As an emerging green energy storage and conversion system, rechargeable Li-CO 2 batteries have undergone extensive research due to their ultra-high energy density and their significant role in greenhouse gas CO 2 conversion. However, current Li-CO 2 batteries have some shortcomings that severely limit their large-scale application. The most critical problems involve the insulation of the discharge product Li 2 CO 3 and the slow decomposition kinetics, meaning that the battery generates a large overpotential and has a low cycle life, so the rational design of an efficient cathode catalyst is imperative. Here, we prepared a composite material via the magnetron sputtering of Pt onto nitrogen-doped polypyrrole carbon nanotubes (NPPy-CNTs) as a high-efficiency cathode catalyst for Li-CO 2 batteries. The three-dimensional hollow tubular NPPy-CNTs can provide efficient channels for CO 2 diffusion and enough space for the uniform deposition and decomposition of Li 2 CO 3 . Benefiting from the doping of nitrogen, more defects and active sites are introduced into the polypyrrole carbon nanotubes. Furthermore, the introduction of a small amount of the precious metal Pt effectively improves the catalytic activity of the CO 2 reduction reaction (CO 2 RR) and the CO 2 release reaction (CO 2 ER), greatly improving the cycle life of the battery. The Pt-NPPy-CNT-based battery shows a much improved electrochemical performance.
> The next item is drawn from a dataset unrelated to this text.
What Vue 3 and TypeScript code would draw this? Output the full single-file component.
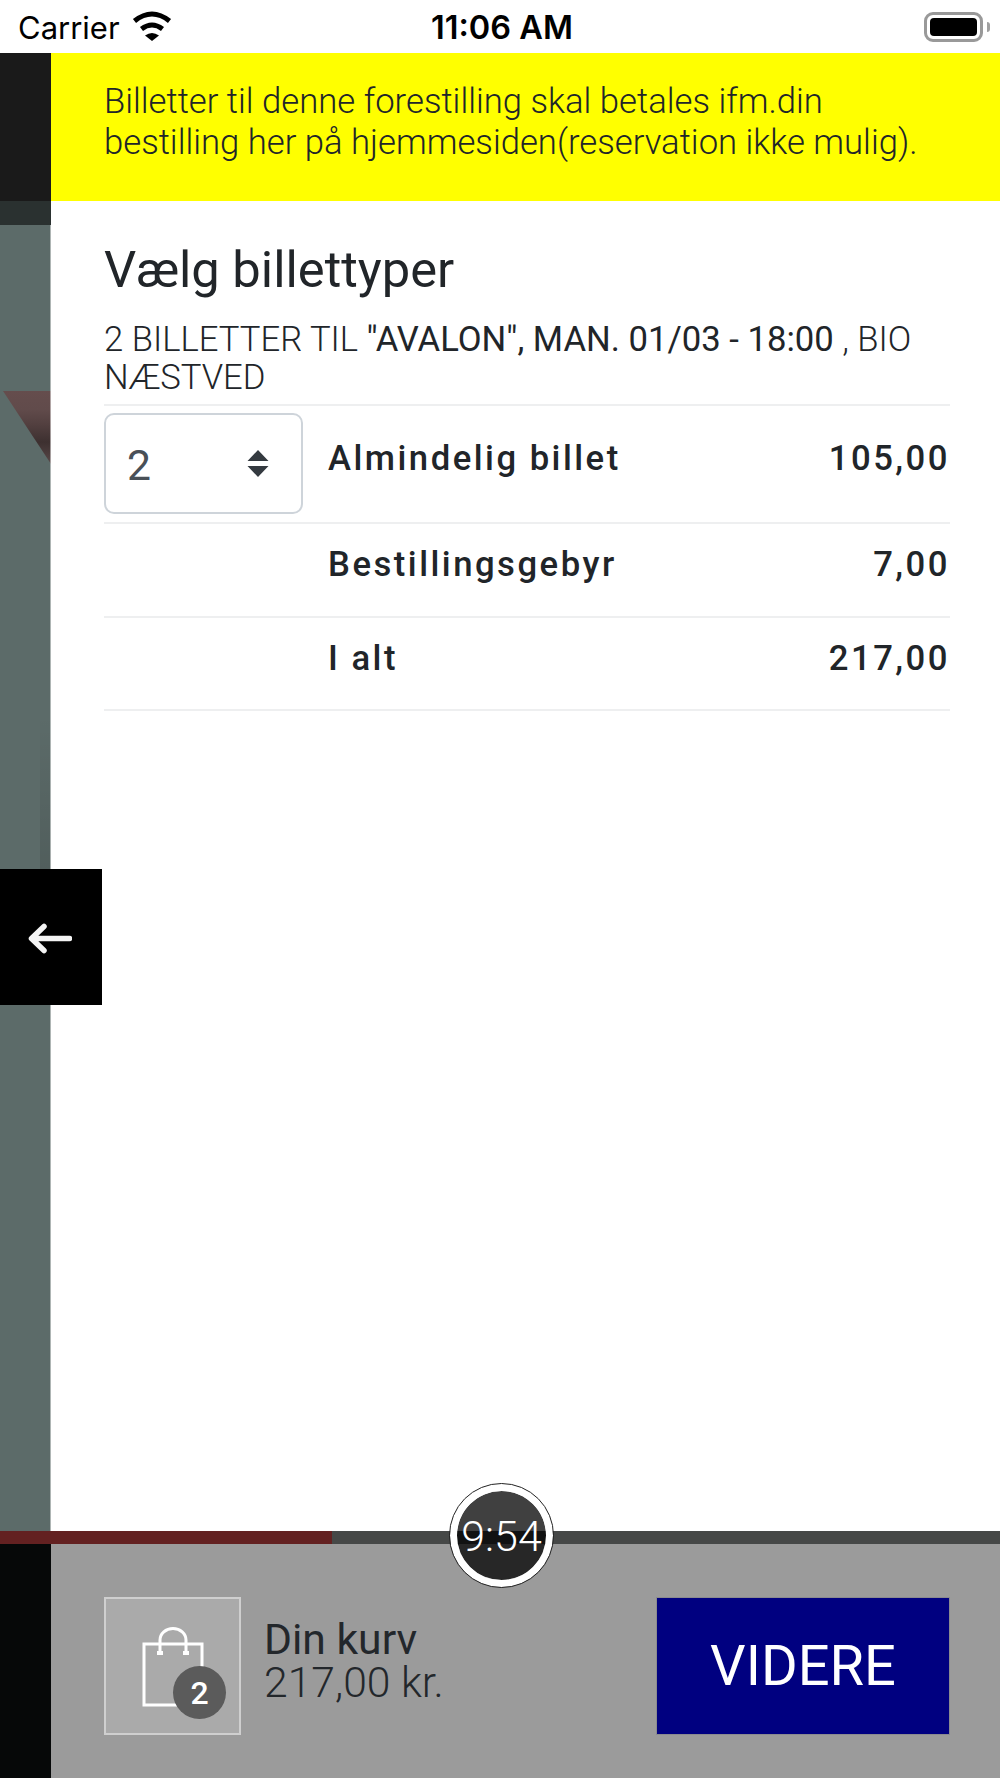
<script setup lang="ts">
interface Row { label: string; price: string; qty?: number; }
const rows: Row[] = [
  { label: 'Almindelig billet', price: '105,00', qty: 2 },
  { label: 'Bestillingsgebyr', price: '7,00' },
  { label: 'I alt', price: '217,00' },
];
</script>

<template>
  <div class="phone">
    <header class="status">
      <div class="status-left">
        <span class="carrier">Carrier</span>
        <svg class="wifi" viewBox="0 0 40 30" aria-hidden="true">
          <path d="M2.500 10 Q20 -4 37.500 10" fill="none" stroke="#000" stroke-width="5" />
          <path d="M9.500 18 Q20 10 30.500 18" fill="none" stroke="#000" stroke-width="5" />
          <path d="M20 30 L13 24.500 Q20 19.500 27 24.500 Z" fill="#000" />
        </svg>
      </div>
      <span class="clock">11:06 AM</span>
      <div class="battery">
        <span class="battery-body"><span class="battery-fill"></span></span>
        <span class="battery-tip"></span>
      </div>
    </header>

    <div class="middle">
      <aside class="strip">
        <div class="strip-dark"></div>
        <div class="strip-mid"></div>
        <div class="strip-photo">
          <svg class="triangle" viewBox="0 0 48 73" preserveAspectRatio="none" aria-hidden="true">
            <defs>
              <linearGradient id="tri" x1="0" y1="0" x2="0" y2="1">
                <stop offset="0" stop-color="#654d4d" />
                <stop offset="0.25" stop-color="#614b4b" />
                <stop offset="0.45" stop-color="#534040" />
                <stop offset="0.7" stop-color="#3d3030" />
                <stop offset="1" stop-color="#584848" />
              </linearGradient>
            </defs>
            <polygon points="0,0 48,0 48,73" fill="url(#tri)" />
          </svg>
          <div class="shade"></div>
        </div>
      </aside>

      <main class="content">
        <div class="notice">
          Billetter til denne forestilling skal betales ifm.din<br />
          bestilling her på hjemmesiden(reservation ikke mulig).
        </div>
        <section class="tickets">
          <h1 class="title">Vælg billettyper</h1>
          <p class="subtitle">
            2 BILLETTER TIL <span class="strong">"AVALON", MAN. 01/03 - 18:00</span> , BIO NÆSTVED
          </p>
          <div class="rule"></div>
          <div v-for="(row, i) in rows" :key="row.label" class="row" :class="{ first: i === 0 }">
            <div class="qty-cell">
              <div v-if="row.qty" class="select">
                <span class="select-value">{{ row.qty }}</span>
                <svg class="select-caret" viewBox="0 0 22 27" aria-hidden="true">
                  <path d="M11 0 L21.500 11 H0.500 Z M0.500 16 H21.500 L11 27 Z" fill="#343a40" />
                </svg>
              </div>
            </div>
            <span class="label">{{ row.label }}</span>
            <span class="price">{{ row.price }}</span>
          </div>
        </section>
      </main>

      <button class="back" type="button" aria-label="Tilbage">
        <svg viewBox="0 0 44 31" aria-hidden="true">
          <path d="M41.500 15.500 H5 M16 3.500 L3.500 15.500 L16 27.500" fill="none" stroke="#f4f4f4" stroke-width="5.500" stroke-linecap="round" stroke-linejoin="round" />
        </svg>
      </button>
    </div>

    <footer class="footer">
      <div class="progress"><div class="progress-value"></div></div>
      <div class="timer">9:54</div>
      <div class="footer-row">
        <div class="footer-strip"></div>
        <div class="footer-main">
          <div class="cart">
            <div class="cart-box">
              <svg class="bag" viewBox="0 0 62 80" aria-hidden="true">
                <path d="M2 17 H60 V78 H2 Z" fill="none" stroke="#fff" stroke-width="3" />
                <path d="M18 25 V13 A13 11.500 0 0 1 44 13 V25" fill="none" stroke="#fff" stroke-width="3" />
                <rect x="15" y="24" width="6" height="4" fill="#fff" />
                <rect x="41" y="24" width="6" height="4" fill="#fff" />
              </svg>
              <span class="badge">2</span>
            </div>
            <div class="cart-text">
              <div class="cart-title">Din kurv</div>
              <div class="cart-price">217,00 kr.</div>
            </div>
          </div>
          <button class="next" type="button">VIDERE</button>
        </div>
      </div>
    </footer>
  </div>
</template>

<style>
html, body { margin: 0; padding: 0; background: #fff; }
</style>

<style scoped>
.phone {
  width: 1000px;
  height: 1778px;
  display: flex;
  flex-direction: column;
  overflow: hidden;
  position: relative;
  font-family: Roboto, "Liberation Sans", sans-serif;
  color: #212529;
  background: #fff;
}
.status {
  height: 53px;
  flex: none;
  position: relative;
  display: flex;
  align-items: center;
  justify-content: space-between;
  padding: 0 10px 0 18px;
  box-sizing: border-box;
  background: #fff;
  color: #000;
}
.status-left { display: flex; align-items: center; gap: 12px; padding-top: 3px; }
.carrier { font-family: Inter, "Liberation Sans", sans-serif; font-size: 31px; line-height: 36px; }
.wifi { width: 40px; height: 30px; display: block; position: relative; top: -2px; }
.clock {
  position: absolute;
  left: 431px;
  top: 10px;
  font-family: Inter, "Liberation Sans", sans-serif;
  font-size: 32.5px;
  line-height: 36px;
  font-weight: 600;
}
.battery { display: flex; align-items: center; gap: 4px; }
.battery-body {
  width: 59px;
  height: 30px;
  box-sizing: border-box;
  border: 3px solid #999;
  border-radius: 9px;
  padding: 3px;
  display: block;
}
.battery-fill { display: block; width: 100%; height: 100%; background: #000; border-radius: 4px; }
.battery-tip { width: 3px; height: 10px; background: #a0a0a0; border-radius: 0 3px 3px 0; }

.middle { flex: 1; display: flex; position: relative; min-height: 0; }
.strip { width: 51px; flex: none; display: flex; flex-direction: column; }
.strip-dark { height: 148px; background: #1a1a1a; }
.strip-mid { height: 24px; background: #2a3130; }
.strip-photo { flex: 1; background: #5c6b69; position: relative; }
.strip-photo::after {
  content: "";
  position: absolute;
  top: 0;
  bottom: 0;
  right: 0;
  width: 1px;
  background: rgba(255, 255, 255, .5);
}
.triangle { position: absolute; left: 3px; top: 166px; width: 48px; height: 73px; display: block; }
.shade {
  position: absolute;
  left: 40px;
  right: 0;
  top: 490px;
  height: 154px;
  background: linear-gradient(to bottom, rgba(0, 0, 0, 0), rgba(0, 0, 0, .12));
}

.content { flex: 1; min-width: 0; background: #fff; }
.notice {
  height: 148px;
  box-sizing: border-box;
  padding: 28px 40px 0 53px;
  background: #ff0;
  font-size: 34.67px;
  line-height: 40.5px;
  font-weight: 300;
  white-space: nowrap;
}
.tickets { padding: 40px 50px 0 53px; }
.title { margin: 0; font-size: 50.67px; line-height: 58px; font-weight: 400; }
.subtitle {
  margin: 22px 0 0;
  font-size: 34.67px;
  line-height: 37.5px;
  font-weight: 300;
}
.strong { font-weight: 400; }
.rule { height: 2px; margin-top: 8px; background: #eeeff0; }
.row {
  display: flex;
  align-items: center;
  height: 94px;
  box-sizing: border-box;
  border-bottom: 2px solid #eeeff0;
  font-size: 34.67px;
  font-weight: 500;
  letter-spacing: 2.5px;
}
.row.first { height: 118px; }
.row:last-child { height: 93px; }
.qty-cell { width: 224px; flex: none; }
.select {
  width: 198.5px;
  height: 101px;
  margin-top: -2px;
  box-sizing: border-box;
  border: 2.67px solid #ced4da;
  border-radius: 10px;
  display: flex;
  align-items: center;
  justify-content: space-between;
  padding: 0 32px 0 21px;
  color: #495057;
  font-size: 42.67px;
  font-weight: 400;
  letter-spacing: 0;
  background: #fff;
}
.select-caret { width: 22px; height: 27px; display: block; }
.select-value { position: relative; top: 2px; }
.label { flex: 1; padding-bottom: 12px; }
.price { padding-bottom: 12px; }

.back {
  position: absolute;
  left: 0;
  top: 816px;
  width: 102px;
  height: 136px;
  margin: 0;
  padding: 0;
  border: 0;
  background: #000;
  display: flex;
  align-items: center;
  justify-content: center;
}
.back svg { width: 44px; height: 31px; display: block; position: relative; left: -1px; top: 1px; }

.footer { flex: none; position: relative; }
.progress { height: 13px; background: #464847; }
.progress-value { width: 332px; height: 100%; background: #632121; }
.timer {
  position: absolute;
  left: 450px;
  top: -47px;
  width: 103px;
  height: 103px;
  box-sizing: border-box;
  border: 7px solid #fff;
  outline: 1.5px solid #222;
  border-radius: 50%;
  background: rgba(0, 0, 0, .75);
  background-clip: padding-box;
  color: #fff;
  font-size: 43px;
  font-weight: 300;
  display: flex;
  align-items: center;
  justify-content: center;
  z-index: 1;
}
.footer-row { display: flex; height: 234px; }
.footer-strip { width: 51px; flex: none; background: #060808; }
.footer-main {
  flex: 1;
  background: #9b9b9b;
  display: flex;
  justify-content: space-between;
  align-items: flex-start;
  padding: 53px 50px 0 53px;
}
.cart { display: flex; align-items: center; gap: 23px; }
.cart-box {
  width: 137px;
  height: 138px;
  box-sizing: border-box;
  border: 2.67px solid #cfcfcf;
  background: #aaa;
  position: relative;
}
.bag { position: absolute; left: 36px; top: 28px; width: 62px; height: 80px; display: block; }
.badge {
  position: absolute;
  left: 67px;
  top: 67px;
  width: 53px;
  height: 53px;
  border-radius: 50%;
  background: #5b5b5b;
  color: #fff;
  font-size: 32px;
  font-weight: 500;
  display: flex;
  align-items: center;
  justify-content: center;
}
.cart-text { font-size: 42.67px; line-height: 43px; color: #23272b; padding-bottom: 10px; }
.cart-title { font-weight: 400; }
.cart-price { font-weight: 300; }
.next {
  width: 294px;
  height: 138px;
  margin: 0;
  padding: 0;
  border: 1px solid #8a8a8f;
  background: #000080;
  color: #fff;
  font-family: inherit;
  font-size: 56px;
  font-weight: 400;
}
</style>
The overpotential of the battery is reduced to 0.75 V, and the battery shows a specific discharge capacity of up to 29 614 mA h g −1 . An efficient cathode catalyst for Li-CO 2 batteries is fabricated by magnetron sputtering Pt on hollow N-doped carbon nanotubes, which demonstrate an ultrahigh discharge capacity of 29 614 mA h g −1 and a low cut-off overpotential of 0.75 V.